Julie Meloni, a technology consultant who has led architecture and design processes of cloud-based software for several companies and organizations, said she was not impressed by that response.

“There's no reason in this day and age, even if you're bootstrapping, that losing more than a day's worth of data is O.K.,” Meloni said in an email. She added that she would consider it “unconscionable” if the startup didn’t already have in place some of the security measures it now proposes.

“If I were a user actively working on my research, and I knew that tidbit of information, that would be absolutely unacceptable,” Meloni wrote. “But how many of their users knew that? I bet not many -- either because they don't think about it or they assume that everything is safe, secure, and always recoverable. Which leads me to the point that the first thing any company should do, but especially a small company or a startup aiming to gain traction for their product, ... is to be as transparent as possible about how a user's data is stored, backed up, and how they can get at it.”

Lauren Nicoll, a Ph.D. student in sociology at Northeastern University, said she had her research project open when Dedoose’s services crashed. As she attempted to assign a code to an interview quote, the screen flashed an error message. She closed the browser, logged back in, and then saw the project had vanished.

Nicoll, along with many other frustrated researchers, took to social media to vent. “ALL of my dissertation interviews that I have coded are GONE,” she tweeted on Saturday. “Thanks, @Dedoose THIS is why the cloud is not to be trusted... .”

In an interview, Nicoll said she lost about 20 hours of work.

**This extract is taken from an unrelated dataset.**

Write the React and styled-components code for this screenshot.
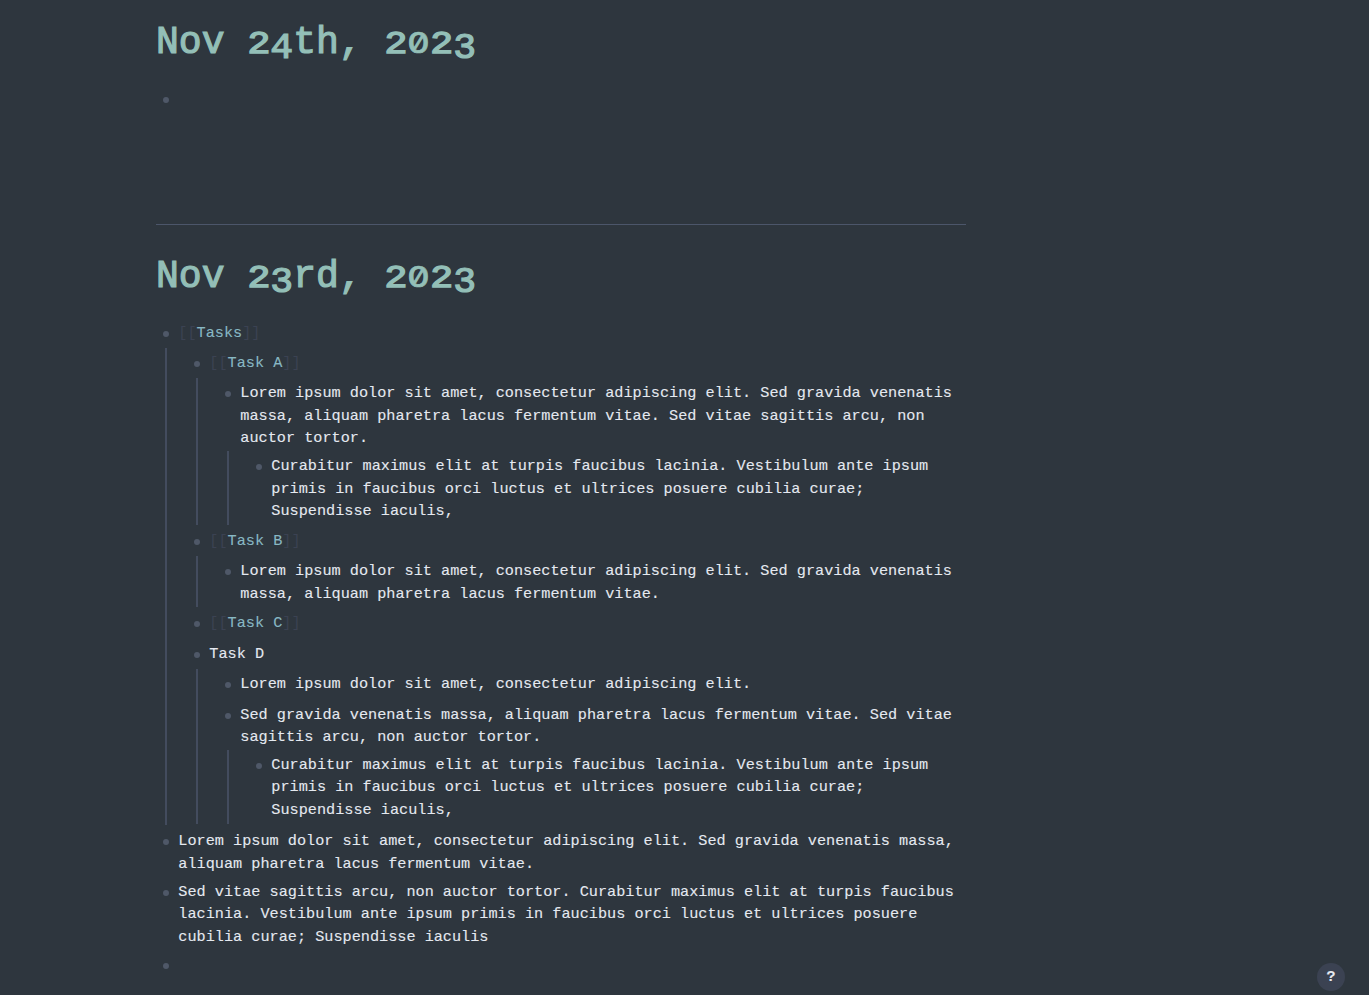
import React from "react";
import styled, { createGlobalStyle, css } from "styled-components";

const GlobalStyle = createGlobalStyle`
  html, body { margin: 0; background: #2e363e; }
  body { height: 995px; overflow: hidden; }
`;

const Page = styled.main`
  box-sizing: border-box;
  width: 100%;
  height: 995px;
  overflow: hidden;
  padding: 14px 0 0 156px;
  background: #2e363e;
  color: #e5e9f0;
  font-family: "Liberation Mono", monospace;
  font-size: 15.21px;
  line-height: 22.8px;
  -webkit-text-stroke: 0.1px currentColor;
`;

const Journal = styled.section`
  width: 810px;
  box-sizing: border-box;
  height: ${(p) => p.$height || "auto"};
`;

const Divider = styled.hr`
  width: 810px;
  height: 1px;
  margin: 0 0 23px;
  border: 0;
  background: #4c566a;
`;

const Title = styled.h1`
  box-sizing: border-box;
  height: 54px;
  padding-top: 2px;
  margin: 0 0 15.85px;
  color: #93bfb7;
  font-size: 38.1px;
  line-height: 54px;
  font-weight: 400;
  white-space: pre;
  -webkit-text-stroke: 1.2px #93bfb7;
`;

/* Old-style numerals: 0-2 sit at x-height, 3-5 hang below the baseline. */
const Digit = styled.span`
  display: inline-block;
  width: 22.86px;
  text-align: center;
  transform-origin: 50% 37.2px;
  transform: ${(p) => (p.$hang ? "translateY(5px) scaleY(0.96)" : "scaleY(0.8)")};
  -webkit-text-stroke-width: ${(p) => (p.$hang ? "1.3px" : "1.8px")};
  ${(p) =>
    p.$zero &&
    css`
      font-family: Inter, sans-serif;
      font-weight: 500;
      font-size: 35px;
      -webkit-text-stroke-width: 0.8px;
      font-feature-settings: "zero" 1;
      vertical-align: top;
      transform-origin: 50% 39.7px;
      transform: translateY(-2.6px) scale(0.97, 0.8);
    `}
`;

const List = styled.div`
  ${(p) =>
    p.$nested &&
    css`
      margin-left: 9px;
      padding-left: 20px;
      border-left: 2px solid #434c5e;
    `}
`;

const Block = styled.div`
  padding-bottom: 0.8px;
`;

const Row = styled.div`
  display: flex;
  box-sizing: border-box;
  min-height: 30.1px;
  padding: 3.8px 0 0.7px;
`;

const BulletCell = styled.span`
  flex: 0 0 22.3px;
  height: 22.8px;
  box-sizing: border-box;
  padding: 9.2px 0 0 7px;
`;

const Bullet = styled.span`
  display: block;
  width: 6px;
  height: 6px;
  border-radius: 50%;
  background: #4f5868;
`;

const Text = styled.span`
  flex: 1;
  min-width: 0;
`;

const Bracket = styled.span`
  color: #3b4252;
`;

const PageLink = styled.span`
  color: #88b8c4;
`;

const Help = styled.button`
  position: fixed;
  right: 24px;
  bottom: 4px;
  width: 28px;
  height: 28px;
  padding: 2px 0 0;
  border: 0;
  border-radius: 50%;
  background: #3b4252;
  color: #e5e9f0;
  font: bold 15px/26px "Liberation Mono", monospace;
`;

const lorem = "Lorem ipsum dolor sit amet, consectetur adipiscing elit.";
const curabitur =
  "Curabitur maximus elit at turpis faucibus lacinia. Vestibulum ante ipsum primis in faucibus orci luctus et ultrices posuere cubilia curae; Suspendisse iaculis";

const blocks = [
  {
    link: "Tasks",
    children: [
      {
        link: "Task A",
        children: [
          {
            text: `${lorem} Sed gravida venenatis massa, aliquam pharetra lacus fermentum vitae. Sed vitae sagittis arcu, non auctor tortor.`,
            children: [{ text: `${curabitur},` }],
          },
        ],
      },
      {
        link: "Task B",
        children: [
          { text: `${lorem} Sed gravida venenatis massa, aliquam pharetra lacus fermentum vitae.` },
        ],
      },
      { link: "Task C" },
      {
        text: "Task D",
        children: [
          { text: lorem },
          {
            text: "Sed gravida venenatis massa, aliquam pharetra lacus fermentum vitae. Sed vitae sagittis arcu, non auctor tortor.",
            children: [{ text: `${curabitur},` }],
          },
        ],
      },
    ],
  },
  { text: `${lorem} Sed gravida venenatis massa, aliquam pharetra lacus fermentum vitae.` },
  { text: `Sed vitae sagittis arcu, non auctor tortor. ${curabitur}` },
  { text: "" },
];

function Blocks({ items, nested }) {
  return (
    <List $nested={nested}>
      {items.map((b, i) => (
        <Block key={i}>
          <Row>
            <BulletCell>
              <Bullet />
            </BulletCell>
            <Text>
              {b.link ? (
                <>
                  <Bracket>[[</Bracket>
                  <PageLink>{b.link}</PageLink>
                  <Bracket>]]</Bracket>
                </>
              ) : (
                b.text
              )}
            </Text>
          </Row>
          {b.children && <Blocks items={b.children} nested />}
        </Block>
      ))}
    </List>
  );
}

function DateTitle({ children }) {
  return (
    <Title>
      {children.split("").map((c, i) =>
        /\d/.test(c) ? (
          <Digit key={i} $hang={c === "3" || c === "4"} $zero={c === "0"}>
            {c}
          </Digit>
        ) : (
          c
        )
      )}
    </Title>
  );
}

export default function App() {
  return (
    <>
      <GlobalStyle />
      <Page>
        <Journal $height="210px">
          <DateTitle>Nov 24th, 2023</DateTitle>
          <Blocks items={[{ text: "" }]} />
        </Journal>
        <Divider />
        <Journal>
          <DateTitle>Nov 23rd, 2023</DateTitle>
          <Blocks items={blocks} />
        </Journal>
        <Help>?</Help>
      </Page>
    </>
  );
}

She may have been one of the luckier users. One Ph.D. student said he was days away from submitting his dissertation. Others reportedly lost weeks’ worth of coding.

“It’s become so commonplace now -- my email’s in Gmail, and I use Google Drive, and I always do have copies in multiple places,” Nicoll said about cloud computing. “Particularly with qualitative software like this, it’s confidential information, so they provide extra assurances that your data is confidential and protected. But in reality, when it’s in a system like this when it’s not physically on your computer, you really don’t know.”